All of which would have been fine—there’s room in life for both cheeseburgers and steaks, after all—except that I had decided, at some point, that I was going to write books myself. And, like every writer who has not yet tried to write a book, I was unreasonably ambitious. I was determined to give readers the spacious, delighted, heart-tenderized feeling that Alice Munro gave me—and to harpoon them sweatily to their seats like Ken Follett. I wanted to make filet mignon cheeseburgers.
But writing a book—let alone writing a book that satisfied my every readerly craving—turned out to be hard. Excruciatingly, crushingly, pace-around-the-apartment-with-tears-in-my-eyes hard. Creating credible characters, and moving them through a world whose weather and lighting and set decoration I alone was responsible for, left me panting. So, without ever articulating to myself that this is what I was doing, I set my genre ambitions to one side. Maybe someday I’d scratch my genre itch by writing a series of detective novels with plots like Rube Goldberg machines. Until then I’d be over here trying to figure out how best to describe the smell of imminent snow.
I went on this way for a few years, and a few books, but at some point early in the writing of my latest novel, a strange thing happened. My old genre friends—Robert Louis Stevenson and Ruth Rendell and John MacDonald—started reappearing on my bedside table. And with them came questions of a sort I hadn’t entertained in years. What if this book included ghosts? What if it were built around a mysterious death? My salivary glands had begun to tingle. Cheeseburger was back on the menu.
And in the intervening years, I discovered, my thinking about cheeseburgers had evolved. My old half-explored assumptions—about what a genre novel could do, and even what a genre novel was—had begun to come apart.
In particular: I had long been obsessed, as both a writer and a reader, with the notion of respect.

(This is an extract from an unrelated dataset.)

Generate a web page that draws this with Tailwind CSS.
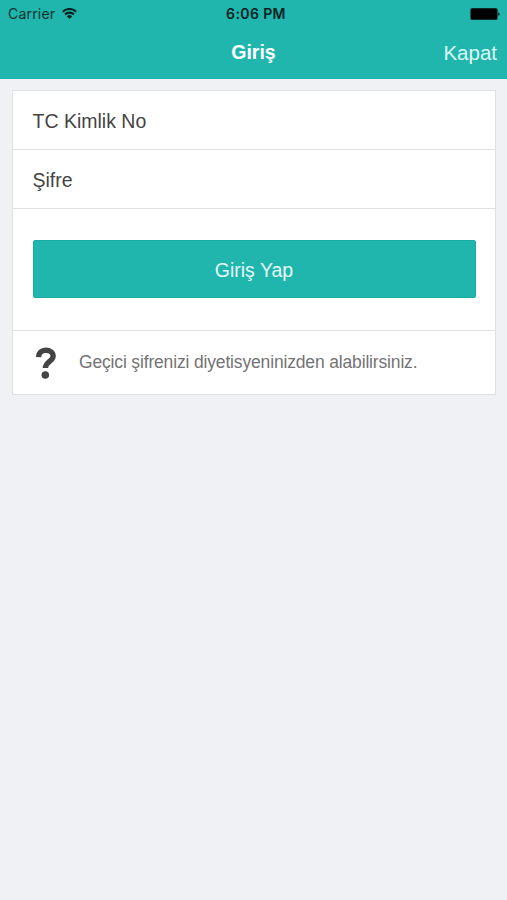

I loved nothing more than when an author (by which I nearly always meant a “literary” author) seemed to trust that I experienced the world more or less as she did—that I too had feelings that were just on the edge of being articulable, that I too had memories that arose for no good reason, that I too woke up beset by thoughts that made no sense by the time I’d had my coffee. When Nabokov had Humbert Humbert explain the death of his mother with a two-word parenthesis—(picnic, lightning)—I laughed not just because of how perfectly this captured Humbert’s demented callousness. I also laughed with delight that Nabokov (Nabokov!) had trusted me to fill in the rest.
This—being treated as an emotional and intellectual peer—seemed to me the height of the readerly experience, and it seemed to me more or less exclusively the province of literary fiction. Thomas Harris, whatever his virtues, was not big on letting me sort things out myself.
But now—aided by the wobbly stack of paperbacks on my bedside table—I’d added a new dimension to my thinking. I’d become intrigued by a different type of respect that an author might pay a reader: respect for his need to have fun.
This, it now seemed to me, was the great gift that Ken Follett was giving when he crafted a clifftop climax for Eye of the Needle that sped along like an out-of-control Jeep. This was what Stephen King was up to when he let me hang out in the delicious uncertainty of whether Dick Hanlon was going to make it back to the Overlook in time to save Danny and his mother. These books respected an aspect of my readerly life that Nabokov, in all his lordly brilliance, might never have deigned to consider: that I didn’t have to be reading. That I had, in my pocket, a device that stood ready to play every episode of Breaking Bad; that I might not have slept well last night; that the kid in the seat behind me might be playing a video game whose soundscape was engineered to scatter my attention. This too was respect; this too was an act of authorial love.
And so finally, fortified by my dog-eared paperbacks, I had a reason for going back into the test kitchen—for chopping those steaks into burger-ready pieces—nobler than mere curiosity about whether I could pull it off. I wanted to give the reader an experience that would respect both her intelligence and her playfulness, her need for nourishment and her need for pleasure. Whether I managed any of this is of course up to you to say, but this, anyway, is how the hybrid that is The Ghost Notebooks made its way to your plate. The ingredients are the best that I could find. No silverware is needed.